We tried measuring various other things as well: Application footprint and performance, as well as artifact size. We found no measurable differences in these things between the two styles of code.
Conclusions
That Kotlin has a much better compiler performance than Scala is well known, even though Scala compile time has improved recently. It would be interesting to rewrite the program discussed above to Kotlin (as well as upgrading it to the most recent version of Scala) and look at the difference, but the code base is just a tad bit too large to do so easily. (Even upgrading Scala to the most recent version is likely to be a time-consuming task due to dependencies.)
It should be mentioned that going from Scala to Kotlin isn’t just about improving compile time. There are many other differences as well, and it seems far from decided which of the two languages will “win” on the JVM — if either of them will. But as we mentioned in our previous article, most programmers and projects at Knowit currently favour Kotlin over Scala.

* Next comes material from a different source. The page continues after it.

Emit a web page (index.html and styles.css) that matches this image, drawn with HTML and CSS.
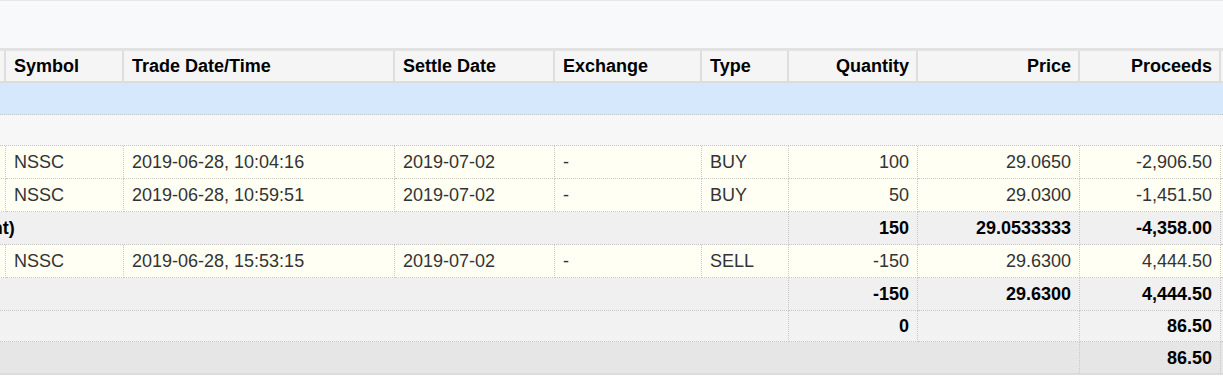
FILE: index.html
```html
<!DOCTYPE html>
<html lang="en">
<head>
<meta charset="utf-8">
<title>Trades</title>
<link rel="stylesheet" href="styles.css">
</head>
<body>
<div class="toolbar"></div>
<div class="scroller">
  <table class="trades">
    <colgroup>
      <col class="c-acct">
      <col class="c-symbol">
      <col class="c-date">
      <col class="c-settle">
      <col class="c-exch">
      <col class="c-type">
      <col class="c-qty">
      <col class="c-price">
      <col class="c-proc">
      <col class="c-extra">
    </colgroup>
    <thead>
      <tr class="head">
        <th></th>
        <th>Symbol</th>
        <th>Trade Date/Time</th>
        <th>Settle Date</th>
        <th>Exchange</th>
        <th>Type</th>
        <th class="num">Quantity</th>
        <th class="num">Price</th>
        <th class="num">Proceeds</th>
        <th></th>
      </tr>
    </thead>
    <tbody>
      <tr class="cat"><td colspan="10"></td></tr>
      <tr class="cur"><td colspan="10"></td></tr>
      <tr class="row">
        <td></td>
        <td>NSSC</td>
        <td>2019-06-28, 10:04:16</td>
        <td>2019-07-02</td>
        <td>-</td>
        <td>BUY</td>
        <td class="num">100</td>
        <td class="num">29.0650</td>
        <td class="num">-2,906.50</td>
        <td></td>
      </tr>
      <tr class="row">
        <td></td>
        <td>NSSC</td>
        <td>2019-06-28, 10:59:51</td>
        <td>2019-07-02</td>
        <td>-</td>
        <td>BUY</td>
        <td class="num">50</td>
        <td class="num">29.0300</td>
        <td class="num">-1,451.50</td>
        <td></td>
      </tr>
      <tr class="sub">
        <td colspan="6" class="label">Total (Amount)</td>
        <td class="num">150</td>
        <td class="num">29.0533333</td>
        <td class="num">-4,358.00</td>
        <td></td>
      </tr>
      <tr class="row">
        <td></td>
        <td>NSSC</td>
        <td>2019-06-28, 15:53:15</td>
        <td>2019-07-02</td>
        <td>-</td>
        <td>SELL</td>
        <td class="num">-150</td>
        <td class="num">29.6300</td>
        <td class="num">4,444.50</td>
        <td></td>
      </tr>
      <tr class="sub">
        <td colspan="6" class="label"></td>
        <td class="num">-150</td>
        <td class="num">29.6300</td>
        <td class="num">4,444.50</td>
        <td></td>
      </tr>
      <tr class="total">
        <td colspan="6" class="label"></td>
        <td class="num">0</td>
        <td class="num"></td>
        <td class="num">86.50</td>
        <td></td>
      </tr>
      <tr class="grand">
        <td colspan="8" class="label"></td>
        <td class="num">86.50</td>
        <td></td>
      </tr>
    </tbody>
  </table>
</div>
</body>
</html>
```

FILE: styles.css
```css
html, body {
  margin: 0;
  padding: 0;
  background: #ffffff;
}

body {
  font-family: "Liberation Sans", Arial, sans-serif;
}

.toolbar {
  height: 47px;
  background: #f8f9fa;
  border-top: 1px solid #e6e7e8;
}

.scroller {
  overflow: hidden;
  border-top: 3px solid #e2e2e2;
  border-bottom: 2px solid #dcdcdc;
}

.trades {
  border-collapse: separate;
  border-spacing: 0;
  table-layout: fixed;
  width: 1493px;
  margin-left: -122px;
  font-size: 18px;
  color: #333333;
}

.c-acct { width: 128px; }
.c-symbol { width: 118px; }
.c-date { width: 271px; }
.c-settle { width: 160px; }
.c-exch { width: 147px; }
.c-type { width: 87px; }
.c-qty { width: 129px; }
.c-price { width: 162px; }
.c-proc { width: 141px; }
.c-extra { width: 150px; }

.trades th,
.trades td {
  box-sizing: border-box;
  padding: 1px 8px 0;
  text-align: left;
  vertical-align: middle;
  white-space: nowrap;
  overflow: hidden;
}

.trades .num {
  text-align: right;
}

.head th {
  height: 32px;
  padding-top: 0;
  background: #f5f5f5;
  color: #000000;
  font-weight: bold;
  border-right: 2px solid #dedede;
  border-bottom: 2px solid #dcdcdc;
}

.head th.num {
  padding-right: 7px;
}

.cat td {
  height: 32px;
  background: #d6e8fb;
  border-bottom: 1px dotted #c4c4c4;
}

.cur td {
  height: 31px;
  background: #f7f7f7;
  border-bottom: 1px dotted #c4c4c4;
}

.row td {
  height: 33px;
  background: #fffff3;
  border-right: 1px dotted #c8c8c8;
  border-bottom: 1px dotted #c8c8c8;
}

.sub td,
.total td,
.grand td {
  color: #000000;
  font-weight: bold;
  border-right: 1px dotted #c8c8c8;
}

.sub td {
  height: 33px;
  background: #f0f0f0;
  border-bottom: 1px dotted #c8c8c8;
}

.total td {
  height: 31px;
  background: #f2f2f2;
  border-bottom: 1px dotted #c8c8c8;
}

.grand td {
  height: 31px;
  background: #e6e6e6;
}

.trades td.label {
  overflow: visible;
  padding-left: 10px;
}
```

Our hypothesis that the approach based on self-types caused slower compilation has been rejected — the experiment uncovered nothing that indicates noticeable improvements to compilation speed with the new style — apart form allowing us to move to Kotlin. But neither did the experiment show any downsides to using the “Kotlin-friendly” way of writing Cake Pattern-like code in Scala. Instead, it confirmed other advantages to the new style: Memory use by the compiler is significantly lower than with the traditional cake pattern, and more importantly: It seems that our proposed new way of writing the code makes it easier to maintain high code quality by helping us to avoid circular dependencies and to keep test registries properly mocked.